Como funciona a estrutura psíquica do torturador?
Ele sabe que está fazendo algo que não pode, tanto que até hoje pouca gente admite que a praticou. Raros são os depoimentos como o do coronel Paulo Malhães, em que assume que torturou, matou e ocultou cadáveres. O torturador sabe que se trata de um ato de exceção, escondido – mas o pratica porque está podendo. Tem um jogo sádico aí. Isso não quer dizer que todo torturador é um perverso em sua estrutura psíquica.
É o que, então?
Dizia Lacan que o superego não é uma instância ética. Seu funcionamento é muito paradoxal. No sentido de que o superego não é apenas um interditor, ele também nos encoraja a buscar o caminho mais fácil para exercer o narcisismo infantil. É como se ele estivesse dizendo: “você não pode gozar mas tem que continuar tentando”. E se tem um Estado falando “goza, meu filho” para um Sebastião Curió, para um Calhandra, para um Luis Maciel, deu no que deu.

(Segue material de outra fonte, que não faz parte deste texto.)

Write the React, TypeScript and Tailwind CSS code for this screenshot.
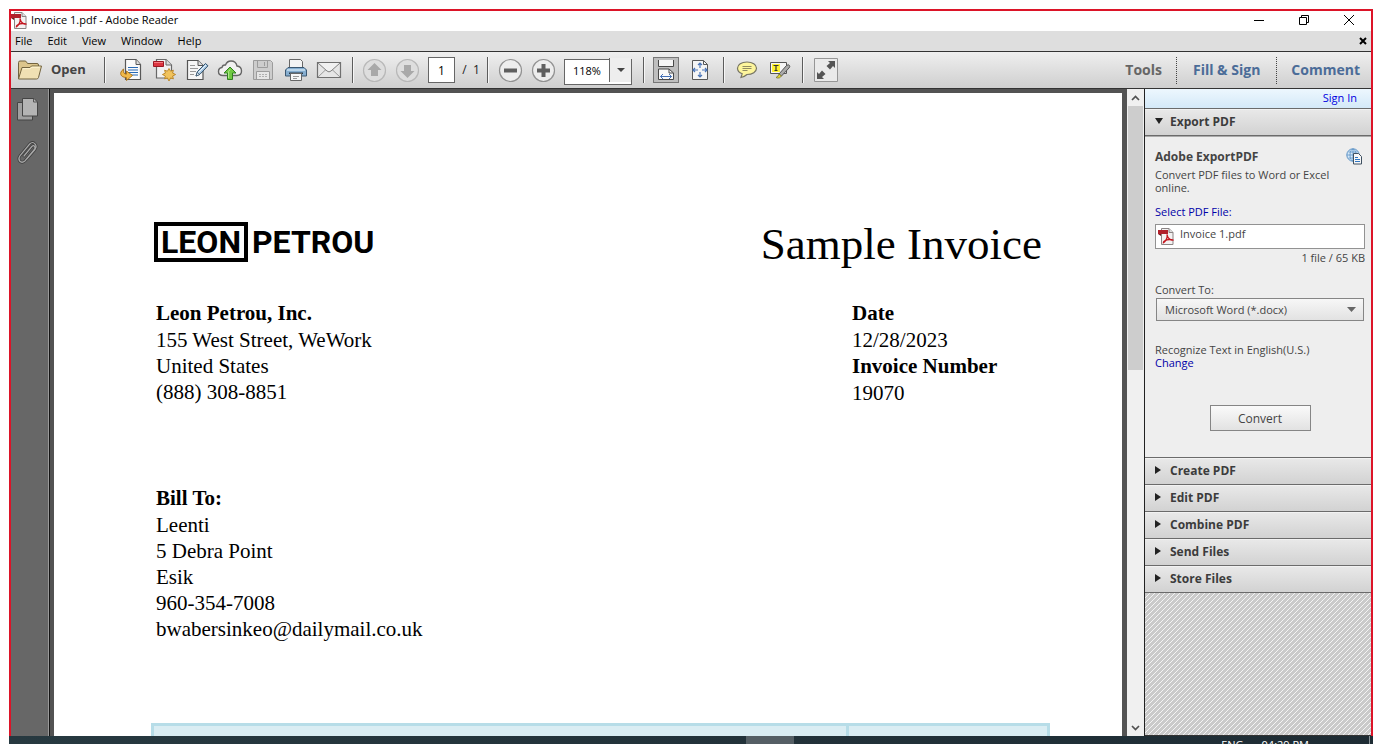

Em outras palavras, a prerrogativa para ficar fora da lei é permanente, mas desde que seja sem um sentimento de culpa. Esse é um traço do neurótico. E se o Estado o autoriza, o perigo é imenso. Isso explica como os alemães abraçaram o nazismo. O povo alemão não ficou perverso de uma hora para outra. Foi o Estado que deu vazão ao instinto e ao sadismo que as pessoas não se autorizam por causa própria.
O filósofo Slavoj Zizek resumiu muito bem o papel do superego: se você pode, você deve.